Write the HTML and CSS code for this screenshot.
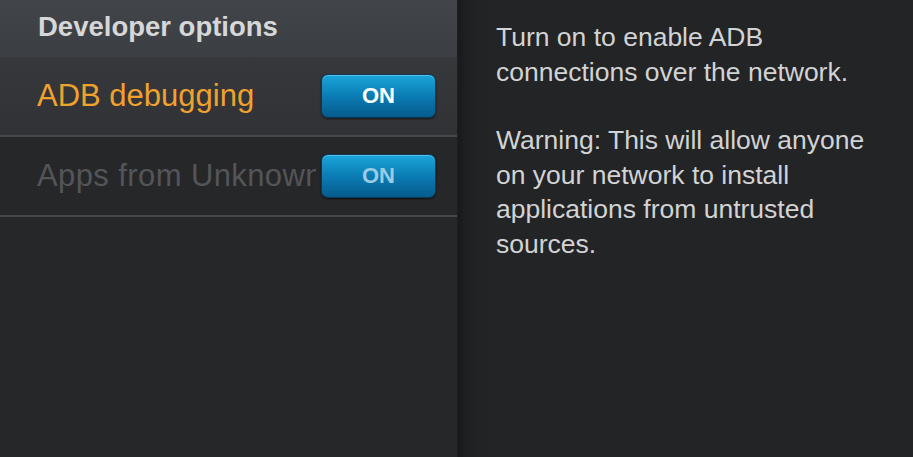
FILE: index.html
```html
<!DOCTYPE html>
<html>
<head>
<meta charset="utf-8">
<link rel="stylesheet" href="styles.css">
</head>
<body>
<div class="screen">
  <div class="left">
    <div class="header">Developer options</div>
    <div class="row active">
      <div class="label">ADB debugging</div>
      <div class="toggle">ON</div>
    </div>
    <div class="row disabled">
      <div class="label">Apps from Unknown Sources</div>
      <div class="toggle">ON</div>
    </div>
  </div>
  <div class="right">
    <p>Turn on to enable ADB connections over the network.</p>
    <p>Warning: This will allow anyone on your network to install applications from untrusted sources.</p>
  </div>
</div>
</body>
</html>
```
FILE: styles.css
```css
html, body {
  margin: 0;
  padding: 0;
  width: 913px;
  height: 457px;
  overflow: hidden;
  background: #232426;
}
.screen {
  display: flex;
  width: 913px;
  height: 457px;
  font-family: "Liberation Sans", Arial, sans-serif;
}
.left {
  width: 457px;
  flex: none;
  background: #262729;
  display: flex;
  flex-direction: column;
  border-right: 1px solid #1e1f21;
}
.header {
  height: 57px;
  box-sizing: border-box;
  padding: 11px 0 0 38px;
  font-size: 27.5px;
  font-weight: bold;
  color: #d6d7d8;
  background: linear-gradient(#414448, #3b3e42);
}
.row {
  height: 80px;
  box-sizing: border-box;
  display: flex;
  align-items: center;
  padding: 0 21px 0 37px;
  border-bottom: 2px solid #45474b;
}
.row.active {
  background: linear-gradient(#36383b, #303235);
}
.row.disabled {
  background: #262729;
}
.label {
  flex: 1;
  min-width: 0;
  white-space: nowrap;
  overflow: hidden;
  font-size: 31px;
  color: #f0a12e;
  padding-bottom: 1px;
  margin-right: 5px;
}
.row.disabled .label {
  color: #535558;
  letter-spacing: 0.4px;
}
.toggle {
  flex: none;
  width: 115px;
  height: 44px;
  box-sizing: border-box;
  border-radius: 7px;
  border: 1px solid #0a3a58;
  background: linear-gradient(#1aa6db, #0b7cb4 50%, #065b8d);
  box-shadow: inset 0 1px 0 rgba(140, 215, 245, 0.55), 0 1px 2px rgba(0,0,0,0.6);
  display: flex;
  align-items: center;
  justify-content: center;
  font-size: 22px;
  font-weight: bold;
  color: #ffffff;
}
.row.disabled .toggle {
  color: #9ccbe3;
}
.right {
  flex: 1;
  box-sizing: border-box;
  padding: 20px 17px 0 38px;
  background: linear-gradient(90deg, #18191a 0px, #1f2022 8px, #222325 22px, #232426 40px);
  color: #d2d3d4;
  font-size: 26.5px;
  line-height: 34.5px;
}
.right p {
  margin: 0 0 34px 0;
}
```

────────────────────────────────────────

> Exercise: Ignore the images and quote every line of the listing exactly.

> Reply:
Write the HTML and CSS code for this screenshot.
FILE: index.html
```html
<!DOCTYPE html>
<html>
<head>
<meta charset="utf-8">
<link rel="stylesheet" href="styles.css">
</head>
<body>
<div class="screen">
  <div class="left">
    <div class="header">Developer options</div>
    <div class="row active">
      <div class="label">ADB debugging</div>
      <div class="toggle">ON</div>
    </div>
    <div class="row disabled">
      <div class="label">Apps from Unknown Sources</div>
      <div class="toggle">ON</div>
    </div>
  </div>
  <div class="right">
    <p>Turn on to enable ADB connections over the network.</p>
    <p>Warning: This will allow anyone on your network to install applications from untrusted sources.</p>
  </div>
</div>
</body>
</html>
```
FILE: styles.css
```css
html, body {
  margin: 0;
  padding: 0;
  width: 913px;
  height: 457px;
  overflow: hidden;
  background: #232426;
}
.screen {
  display: flex;
  width: 913px;
  height: 457px;
  font-family: "Liberation Sans", Arial, sans-serif;
}
.left {
  width: 457px;
  flex: none;
  background: #262729;
  display: flex;
  flex-direction: column;
  border-right: 1px solid #1e1f21;
}
.header {
  height: 57px;
  box-sizing: border-box;
  padding: 11px 0 0 38px;
  font-size: 27.5px;
  font-weight: bold;
  color: #d6d7d8;
  background: linear-gradient(#414448, #3b3e42);
}
.row {
  height: 80px;
  box-sizing: border-box;
  display: flex;
  align-items: center;
  padding: 0 21px 0 37px;
  border-bottom: 2px solid #45474b;
}
.row.active {
  background: linear-gradient(#36383b, #303235);
}
.row.disabled {
  background: #262729;
}
.label {
  flex: 1;
  min-width: 0;
  white-space: nowrap;
  overflow: hidden;
  font-size: 31px;
  color: #f0a12e;
  padding-bottom: 1px;
  margin-right: 5px;
}
.row.disabled .label {
  color: #535558;
  letter-spacing: 0.4px;
}
.toggle {
  flex: none;
  width: 115px;
  height: 44px;
  box-sizing: border-box;
  border-radius: 7px;
  border: 1px solid #0a3a58;
  background: linear-gradient(#1aa6db, #0b7cb4 50%, #065b8d);
  box-shadow: inset 0 1px 0 rgba(140, 215, 245, 0.55), 0 1px 2px rgba(0,0,0,0.6);
  display: flex;
  align-items: center;
  justify-content: center;
  font-size: 22px;
  font-weight: bold;
  color: #ffffff;
}
.row.disabled .toggle {
  color: #9ccbe3;
}
.right {
  flex: 1;
  box-sizing: border-box;
  padding: 20px 17px 0 38px;
  background: linear-gradient(90deg, #18191a 0px, #1f2022 8px, #222325 22px, #232426 40px);
  color: #d2d3d4;
  font-size: 26.5px;
  line-height: 34.5px;
}
.right p {
  margin: 0 0 34px 0;
}
```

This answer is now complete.